If Cincinnati had a district election system, there is little doubt that two candidates whom many expected to win - Republican incumbent Chris Monzel and Damon Lynch III, the Baptist pastor who has led the Black United Front's boycott of downtown Cincinnati - could win a seat.
Monzel is a favorite of white, conservative voters on the city's west side; Lynch has enormous popularity among blacks who make up about 37 percent of the city's voting population.
But Monzel and Lynch lost because neither seemed to be able to move beyond his core voters.
"I don't know of anybody who could depend on one part of the city to win," said Thomas A. Luken, the former congressman, mayor and councilman who is in his sixth decade of watching Cincinnati politics. "It's a big place. You have to go everywhere."
Malone and Smitherman finished in the top nine in 18 of the city's 26 wards. Lynch was not far behind, finishing in the top nine in 17 wards. But his performance in most of the city's predominantly white, conservative and Republican-leaning wards was weak.
In Mount Washington, one of the city's largest predominantly white wards, only about eight of every 100 voters who went to the polls gave a vote to Lynch. Malone, in the same ward, had 41 out of every 100 voters.

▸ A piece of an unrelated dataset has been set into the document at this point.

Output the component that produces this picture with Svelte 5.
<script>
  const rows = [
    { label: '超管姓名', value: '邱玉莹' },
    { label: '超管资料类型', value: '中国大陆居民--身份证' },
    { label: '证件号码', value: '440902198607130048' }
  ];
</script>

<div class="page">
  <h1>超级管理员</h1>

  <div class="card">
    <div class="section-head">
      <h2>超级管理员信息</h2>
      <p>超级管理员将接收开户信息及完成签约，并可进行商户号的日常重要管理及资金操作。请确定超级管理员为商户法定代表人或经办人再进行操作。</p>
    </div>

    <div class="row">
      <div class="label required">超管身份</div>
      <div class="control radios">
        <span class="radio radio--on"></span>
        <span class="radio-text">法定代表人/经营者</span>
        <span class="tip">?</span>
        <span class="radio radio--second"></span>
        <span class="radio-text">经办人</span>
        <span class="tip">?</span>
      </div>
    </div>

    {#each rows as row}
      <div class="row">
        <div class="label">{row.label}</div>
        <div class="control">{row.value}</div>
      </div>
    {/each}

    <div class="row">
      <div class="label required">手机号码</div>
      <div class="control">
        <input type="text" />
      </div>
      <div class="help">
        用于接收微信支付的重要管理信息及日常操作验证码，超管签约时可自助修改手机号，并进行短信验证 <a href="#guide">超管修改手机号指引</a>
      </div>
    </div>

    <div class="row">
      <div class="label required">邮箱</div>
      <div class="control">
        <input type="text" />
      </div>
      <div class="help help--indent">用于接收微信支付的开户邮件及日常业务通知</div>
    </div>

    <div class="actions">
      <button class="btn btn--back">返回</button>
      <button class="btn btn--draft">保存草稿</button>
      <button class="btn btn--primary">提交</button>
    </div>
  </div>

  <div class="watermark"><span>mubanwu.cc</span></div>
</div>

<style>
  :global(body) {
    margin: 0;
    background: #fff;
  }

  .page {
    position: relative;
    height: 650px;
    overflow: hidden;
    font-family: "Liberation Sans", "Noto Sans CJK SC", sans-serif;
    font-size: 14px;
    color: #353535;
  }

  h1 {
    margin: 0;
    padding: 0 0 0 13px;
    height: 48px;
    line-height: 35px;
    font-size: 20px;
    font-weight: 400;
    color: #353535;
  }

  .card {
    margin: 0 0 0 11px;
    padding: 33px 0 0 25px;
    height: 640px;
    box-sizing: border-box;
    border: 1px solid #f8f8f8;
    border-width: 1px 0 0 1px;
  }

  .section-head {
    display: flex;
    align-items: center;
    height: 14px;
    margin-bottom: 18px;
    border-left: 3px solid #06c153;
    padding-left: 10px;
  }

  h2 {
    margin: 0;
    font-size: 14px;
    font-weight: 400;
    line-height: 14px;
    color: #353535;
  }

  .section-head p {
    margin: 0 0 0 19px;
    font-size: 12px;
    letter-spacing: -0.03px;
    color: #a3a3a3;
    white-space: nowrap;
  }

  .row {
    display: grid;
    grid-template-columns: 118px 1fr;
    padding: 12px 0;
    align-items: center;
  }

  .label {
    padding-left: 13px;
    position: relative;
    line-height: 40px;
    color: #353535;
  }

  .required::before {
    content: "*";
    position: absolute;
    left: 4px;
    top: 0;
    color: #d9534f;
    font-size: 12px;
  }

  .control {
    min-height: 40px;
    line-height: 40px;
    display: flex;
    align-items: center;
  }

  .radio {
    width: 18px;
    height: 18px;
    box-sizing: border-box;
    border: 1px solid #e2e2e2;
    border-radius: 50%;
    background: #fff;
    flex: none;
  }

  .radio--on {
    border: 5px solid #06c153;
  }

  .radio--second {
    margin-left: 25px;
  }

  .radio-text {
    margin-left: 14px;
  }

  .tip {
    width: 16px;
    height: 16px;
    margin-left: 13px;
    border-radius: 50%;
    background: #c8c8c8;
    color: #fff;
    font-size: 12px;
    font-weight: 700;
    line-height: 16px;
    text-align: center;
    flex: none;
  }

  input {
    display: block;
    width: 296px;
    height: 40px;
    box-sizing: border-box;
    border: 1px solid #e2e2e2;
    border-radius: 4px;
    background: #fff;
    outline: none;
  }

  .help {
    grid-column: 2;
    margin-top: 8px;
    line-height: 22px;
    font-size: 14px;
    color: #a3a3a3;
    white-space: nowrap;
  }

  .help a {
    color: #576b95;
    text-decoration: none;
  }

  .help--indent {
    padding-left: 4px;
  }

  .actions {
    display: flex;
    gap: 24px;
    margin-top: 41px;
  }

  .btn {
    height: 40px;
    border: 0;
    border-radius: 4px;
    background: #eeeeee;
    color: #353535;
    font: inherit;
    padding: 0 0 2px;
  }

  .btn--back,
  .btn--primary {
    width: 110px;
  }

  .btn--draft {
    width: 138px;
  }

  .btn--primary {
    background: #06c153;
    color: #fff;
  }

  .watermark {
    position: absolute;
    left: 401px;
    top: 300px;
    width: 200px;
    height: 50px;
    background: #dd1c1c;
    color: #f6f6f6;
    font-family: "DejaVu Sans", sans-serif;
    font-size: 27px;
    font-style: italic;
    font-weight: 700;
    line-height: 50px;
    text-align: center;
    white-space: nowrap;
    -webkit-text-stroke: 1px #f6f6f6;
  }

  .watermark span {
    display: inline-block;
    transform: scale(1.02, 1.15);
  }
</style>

In the predominantly white, Republican west side, the news wasn't much better for Lynch - he ran 17th in Westwood and 18th in Ward 25, which includes West Price Hill and Covedale.
Still, Lynch came close, only 949 votes behind the ninth-place finisher, Democratic incumbent David Crowley.
Lynch and Monzel are polar opposites politically, but, they both suffered from the same problem - they couldn't get much beyond their base of support.
In the city's predominantly black wards, only eight to 10 of every 100 voters cast a vote for Monzel.
In Monzel's case, it may have been the message his campaign delivered - or the lack of a message, to be precise - that made the difference.
The Monzel campaign ran a campaign commercial that was similar to one he ran two years ago when he was a relative unknown. In the TV spot Monzel was relaxing at home, playing with his kids and being a "regular guy."
"He went the warm-and-fuzzy route again and people had already seen it," said Beaupre. "He needed something substantive that said, 'This is who I am, and this is what I will do.' "
Smitherman introduced himself during the campaign to voters but also stressed a message of racial conciliation.
Malone had one 15-second TV spot in which the black Republican looked at the camera and stated his opposition to the economic boycott that Lynch has led. It was aimed straight at those west side, white, conservative voters that Malone needed, and it apparently hit the mark.
"I had a message I wanted to get out to people who might otherwise not consider me," Malone said. "I believe I got through."